Aim: Where does the string "Tailwind" appear? Copy every line of the entries below that holds it.

══ Data to process

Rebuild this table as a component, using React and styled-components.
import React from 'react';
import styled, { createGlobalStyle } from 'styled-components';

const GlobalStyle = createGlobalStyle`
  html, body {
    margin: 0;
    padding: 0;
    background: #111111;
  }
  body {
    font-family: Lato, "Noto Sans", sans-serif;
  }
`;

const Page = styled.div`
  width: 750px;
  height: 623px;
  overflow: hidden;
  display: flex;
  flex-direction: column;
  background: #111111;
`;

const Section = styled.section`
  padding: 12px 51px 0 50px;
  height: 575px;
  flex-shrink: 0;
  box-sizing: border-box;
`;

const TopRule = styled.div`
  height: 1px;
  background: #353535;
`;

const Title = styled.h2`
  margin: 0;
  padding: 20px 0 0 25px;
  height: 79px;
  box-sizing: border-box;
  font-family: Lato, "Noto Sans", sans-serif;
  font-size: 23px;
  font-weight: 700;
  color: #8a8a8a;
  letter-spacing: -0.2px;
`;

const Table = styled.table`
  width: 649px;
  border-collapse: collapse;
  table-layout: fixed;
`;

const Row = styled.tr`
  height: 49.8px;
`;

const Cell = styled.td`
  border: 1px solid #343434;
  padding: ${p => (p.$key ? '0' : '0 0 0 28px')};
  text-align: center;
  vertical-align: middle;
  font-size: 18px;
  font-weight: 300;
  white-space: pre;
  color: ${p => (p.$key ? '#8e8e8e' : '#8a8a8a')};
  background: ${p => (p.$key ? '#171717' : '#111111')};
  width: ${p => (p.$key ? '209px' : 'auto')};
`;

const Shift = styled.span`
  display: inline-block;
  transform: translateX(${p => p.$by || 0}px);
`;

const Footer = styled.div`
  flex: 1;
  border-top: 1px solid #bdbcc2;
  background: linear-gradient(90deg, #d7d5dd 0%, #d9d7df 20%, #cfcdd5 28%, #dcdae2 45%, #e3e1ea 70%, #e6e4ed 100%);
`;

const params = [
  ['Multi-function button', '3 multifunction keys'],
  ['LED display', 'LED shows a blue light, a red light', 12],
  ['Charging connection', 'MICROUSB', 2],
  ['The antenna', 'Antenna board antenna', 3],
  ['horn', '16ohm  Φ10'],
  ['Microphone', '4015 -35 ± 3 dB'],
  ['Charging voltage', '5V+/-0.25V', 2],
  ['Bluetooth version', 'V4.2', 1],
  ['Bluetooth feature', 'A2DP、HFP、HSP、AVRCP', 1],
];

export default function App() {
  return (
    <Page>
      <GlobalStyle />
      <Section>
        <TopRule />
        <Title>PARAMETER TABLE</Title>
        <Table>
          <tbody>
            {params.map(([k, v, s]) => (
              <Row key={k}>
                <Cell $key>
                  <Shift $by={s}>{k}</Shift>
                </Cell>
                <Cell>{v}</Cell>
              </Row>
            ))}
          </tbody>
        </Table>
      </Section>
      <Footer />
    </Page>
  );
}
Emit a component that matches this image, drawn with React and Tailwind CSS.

════
══ Data to process

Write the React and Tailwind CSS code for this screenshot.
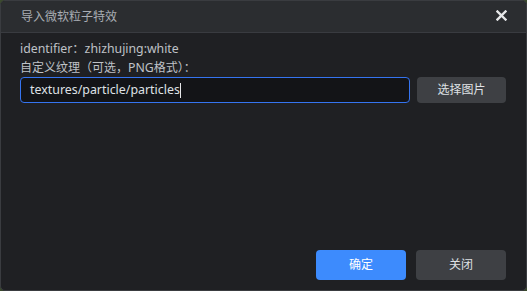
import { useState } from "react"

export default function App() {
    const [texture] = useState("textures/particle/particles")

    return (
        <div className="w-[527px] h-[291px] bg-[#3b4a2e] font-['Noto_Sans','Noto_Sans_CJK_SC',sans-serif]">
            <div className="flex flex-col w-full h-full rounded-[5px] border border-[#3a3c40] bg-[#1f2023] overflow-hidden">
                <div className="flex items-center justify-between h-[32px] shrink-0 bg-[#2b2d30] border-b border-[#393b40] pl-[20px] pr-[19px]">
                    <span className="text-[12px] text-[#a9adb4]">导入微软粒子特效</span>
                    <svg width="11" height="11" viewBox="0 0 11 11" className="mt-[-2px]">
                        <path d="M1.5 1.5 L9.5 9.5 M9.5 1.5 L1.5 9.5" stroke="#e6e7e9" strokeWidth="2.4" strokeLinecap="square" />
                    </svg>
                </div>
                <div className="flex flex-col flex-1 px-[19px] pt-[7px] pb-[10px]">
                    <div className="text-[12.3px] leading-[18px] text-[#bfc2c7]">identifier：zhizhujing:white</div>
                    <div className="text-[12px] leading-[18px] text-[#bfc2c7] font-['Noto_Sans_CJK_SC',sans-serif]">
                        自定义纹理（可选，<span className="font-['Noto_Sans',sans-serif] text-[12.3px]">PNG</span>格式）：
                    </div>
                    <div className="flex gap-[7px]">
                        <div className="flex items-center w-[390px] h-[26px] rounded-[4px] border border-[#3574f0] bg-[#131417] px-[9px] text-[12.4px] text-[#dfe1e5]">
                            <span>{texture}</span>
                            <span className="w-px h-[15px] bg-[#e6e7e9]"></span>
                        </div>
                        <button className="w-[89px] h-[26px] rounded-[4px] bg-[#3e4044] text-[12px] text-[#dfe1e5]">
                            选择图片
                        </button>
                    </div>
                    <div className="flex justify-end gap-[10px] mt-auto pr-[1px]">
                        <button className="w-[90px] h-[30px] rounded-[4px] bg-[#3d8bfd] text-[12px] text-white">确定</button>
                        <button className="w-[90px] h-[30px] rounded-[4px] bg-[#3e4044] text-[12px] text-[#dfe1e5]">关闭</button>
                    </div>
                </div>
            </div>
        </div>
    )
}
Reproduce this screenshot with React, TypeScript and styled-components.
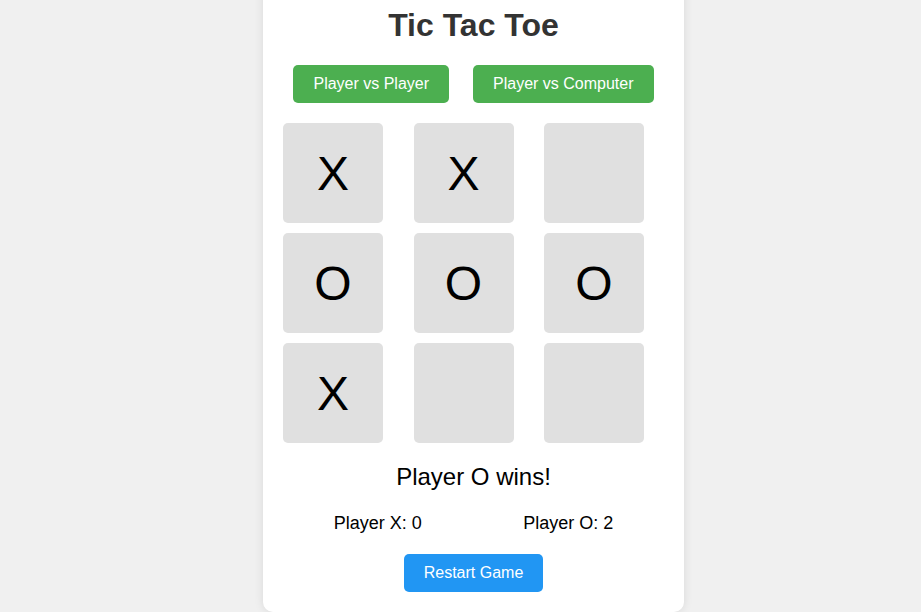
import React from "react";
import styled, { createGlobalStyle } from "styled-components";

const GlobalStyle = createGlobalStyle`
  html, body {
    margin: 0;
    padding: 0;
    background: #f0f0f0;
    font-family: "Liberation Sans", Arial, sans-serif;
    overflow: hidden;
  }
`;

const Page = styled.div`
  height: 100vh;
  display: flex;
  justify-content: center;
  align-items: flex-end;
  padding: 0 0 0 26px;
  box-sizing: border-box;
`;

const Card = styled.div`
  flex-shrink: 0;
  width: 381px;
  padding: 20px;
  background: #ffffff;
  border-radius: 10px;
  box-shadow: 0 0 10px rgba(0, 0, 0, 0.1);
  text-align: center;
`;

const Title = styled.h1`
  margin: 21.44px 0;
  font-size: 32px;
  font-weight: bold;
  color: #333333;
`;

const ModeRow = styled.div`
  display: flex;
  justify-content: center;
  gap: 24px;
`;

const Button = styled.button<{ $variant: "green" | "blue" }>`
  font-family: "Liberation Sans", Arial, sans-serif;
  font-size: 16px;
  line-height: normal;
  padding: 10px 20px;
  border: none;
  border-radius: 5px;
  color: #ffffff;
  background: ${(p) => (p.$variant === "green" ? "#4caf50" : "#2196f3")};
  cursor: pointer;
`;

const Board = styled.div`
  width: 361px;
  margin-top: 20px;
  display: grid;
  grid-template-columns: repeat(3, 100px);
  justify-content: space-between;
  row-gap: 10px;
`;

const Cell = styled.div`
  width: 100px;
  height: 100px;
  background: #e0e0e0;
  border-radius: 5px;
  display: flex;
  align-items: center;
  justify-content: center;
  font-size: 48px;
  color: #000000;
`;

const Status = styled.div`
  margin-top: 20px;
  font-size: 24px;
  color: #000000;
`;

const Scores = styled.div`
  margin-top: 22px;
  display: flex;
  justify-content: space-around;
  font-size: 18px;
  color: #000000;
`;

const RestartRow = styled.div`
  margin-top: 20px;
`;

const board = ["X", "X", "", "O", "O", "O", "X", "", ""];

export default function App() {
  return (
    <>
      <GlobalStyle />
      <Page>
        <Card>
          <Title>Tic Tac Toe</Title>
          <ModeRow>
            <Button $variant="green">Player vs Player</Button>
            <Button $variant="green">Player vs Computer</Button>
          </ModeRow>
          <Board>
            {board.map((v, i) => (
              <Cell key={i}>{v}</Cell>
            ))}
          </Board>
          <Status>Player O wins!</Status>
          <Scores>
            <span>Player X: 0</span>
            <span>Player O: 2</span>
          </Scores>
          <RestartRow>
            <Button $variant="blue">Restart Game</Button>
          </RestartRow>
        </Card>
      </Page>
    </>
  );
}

════

Solution for this problem:
Emit a component that matches this image, drawn with React and Tailwind CSS.
Write the React and Tailwind CSS code for this screenshot.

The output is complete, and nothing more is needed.